我趁妈妈打针时,悄悄的离开了家,爸爸明白我的心思,借机出来送我,只和我说了一句“到了大堤上,注意安全”,我也只和爸爸说了一句话“爸,辛苦你了,照顾好我妈”;今天回想起来,当时的对与错已无法衡量不说,最少在当时,一切的语言都是苍白的。

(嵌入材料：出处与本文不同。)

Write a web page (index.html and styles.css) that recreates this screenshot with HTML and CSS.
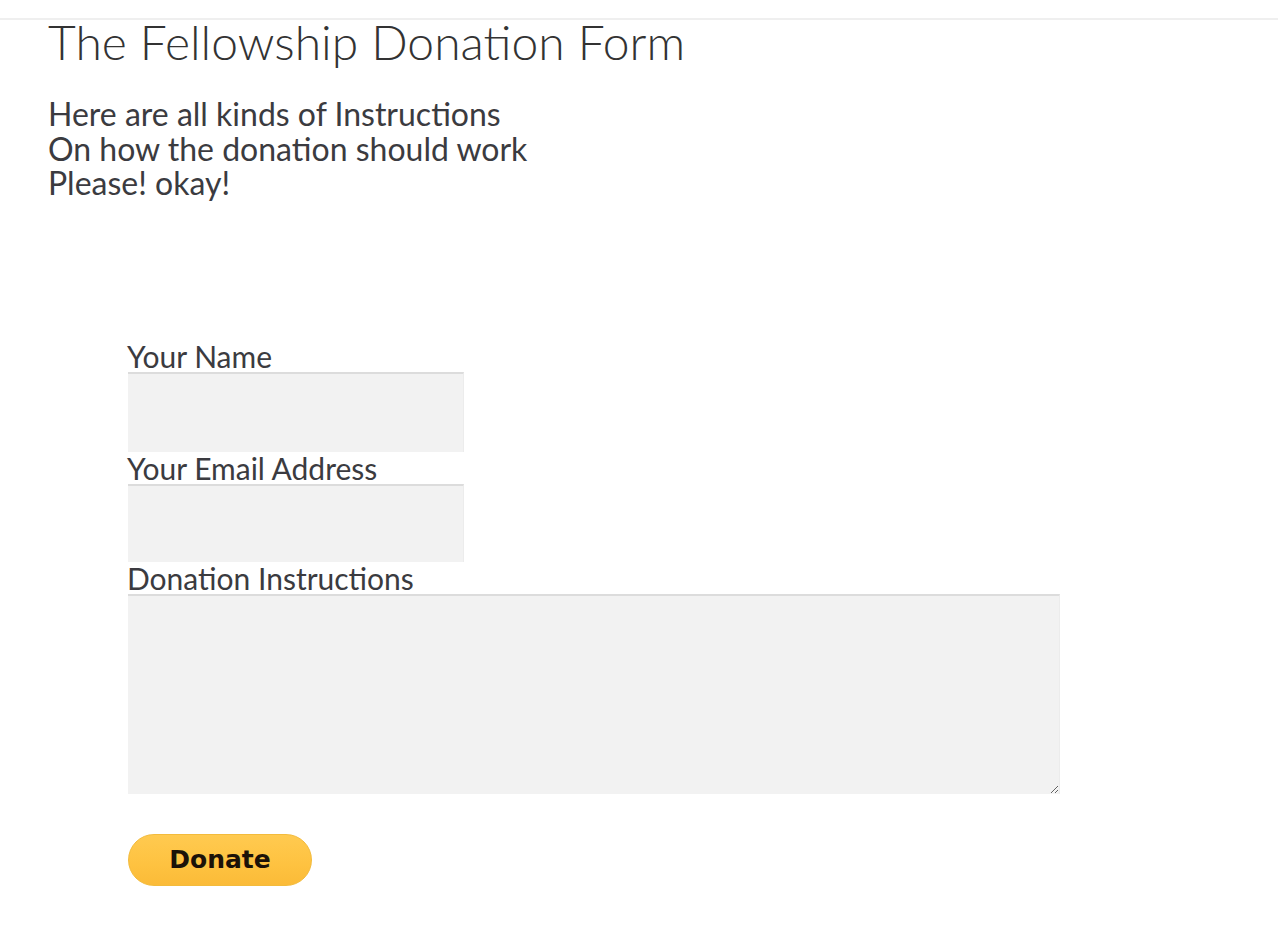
FILE: index.html
```html
<!DOCTYPE html>
<html lang="en">
<head>
<meta charset="utf-8">
<title>The Fellowship Donation Form</title>
<link rel="stylesheet" href="styles.css">
</head>
<body>
<header class="topbar"></header>
<main class="page">
  <h1 class="title">The Fellowship Donation Form</h1>
  <p class="intro">Here are all kinds of Instructions<br>On how the donation should work<br>Please! okay!</p>
  <form class="donate-form">
    <label class="field-label" for="name">Your Name</label>
    <input class="field-input" id="name" type="text">
    <label class="field-label" for="email">Your Email Address</label>
    <input class="field-input field-input--short" id="email" type="email">
    <label class="field-label" for="notes">Donation Instructions</label>
    <textarea class="field-area" id="notes"></textarea>
    <button class="donate-btn" type="button">Donate</button>
  </form>
</main>
</body>
</html>
```
FILE: styles.css
```css
html, body {
  margin: 0;
  padding: 0;
  background: #ffffff;
}
body {
  font-family: Lato, "Open Sans", sans-serif;
  color: #3b3b40;
}
.topbar {
  height: 18px;
  border-bottom: 2px solid #efefef;
}
.page {
  padding: 0 0 40px 48px;
}
.title {
  margin: 0;
  font-weight: 300;
  font-size: 48px;
  line-height: 44px;
  color: #333333;
}
.intro {
  margin: 33px 0 0 0;
  font-size: 32px;
  line-height: 34.5px;
}
.donate-form {
  display: flex;
  flex-direction: column;
  align-items: flex-start;
  margin: 139px 0 0 80px;
}
.field-label {
  font-size: 30px;
  line-height: 32px;
  margin-left: -1px;
}
.field-input,
.field-area {
  box-sizing: border-box;
  margin: 0;
  border: 0;
  border-top: 2px solid #dcdcdc;
  border-right: 1px solid #ececec;
  background: #f2f2f2;
  font: inherit;
  outline: none;
}
.field-input {
  width: 336px;
  height: 80px;
}
.field-input--short {
  height: 78px;
}
.field-area {
  width: 932px;
  height: 200px;
  resize: both;
}
.donate-btn {
  margin-top: 40px;
  width: 184px;
  height: 52px;
  border-radius: 26px;
  border: 1px solid #f3bb3c;
  background: linear-gradient(#ffca50, #fec240 60%, #fbbb38);
  font-family: "DejaVu Sans", Verdana, sans-serif;
  font-weight: bold;
  font-size: 25px;
  color: #1c1208;
  padding: 0;
  cursor: pointer;
}
```
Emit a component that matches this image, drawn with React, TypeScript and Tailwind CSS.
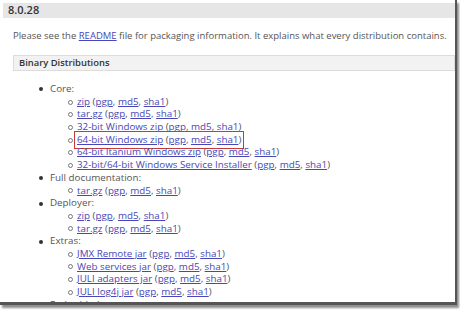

在出租车司机,哈尔滨武装部,哈尔滨抗洪指挥部,哈尔滨交警支队等许许多多好心人的帮助下,我在当天下午,找到了我自己服役过的部队,快两年没有见面了,排长现在已经当上连长了,副指导员现在已经是指导员了,自己带过的新兵,哈哈,现在都已经当上班长了!我的出现,给哈尔滨松花江北岸的外贸大堤上,带来了一个小小的欢腾,连长和指导员,不停的,狠狠的用拳头捶着我的胸口,捶着我的肩膀,他们说了一句话,我笑了,他们说:“我就知道你小子一定会来”,这句话,体现出了他们对我的信任和了解,体现出了我们部队所塑造出的战士的忠诚,体现出了军人这两个字在军人身上所打下的深深烙印。当年带过的新兵们,现在都已经是连队的班长了,他们当着他们所带领的新兵们的面,拉着我的手,搂着我的脖子,抱着我的腰,他们对他们自己的班长能够再次出现在大堤上和他们一起并肩作战感到无比的自豪和激动,他们在告诉他们自己所带的兵,“这就是我们常常和你们提起的刘班长,刘班长回来了!回来和我们一起抗洪了!”但是,此刻不是团聚叙旧的时候,我和我的战友们是再一次来抗洪抢险的,所以,我们立刻转身投入到了保卫哈尔滨,保卫家乡的抗洪救灾战斗当中。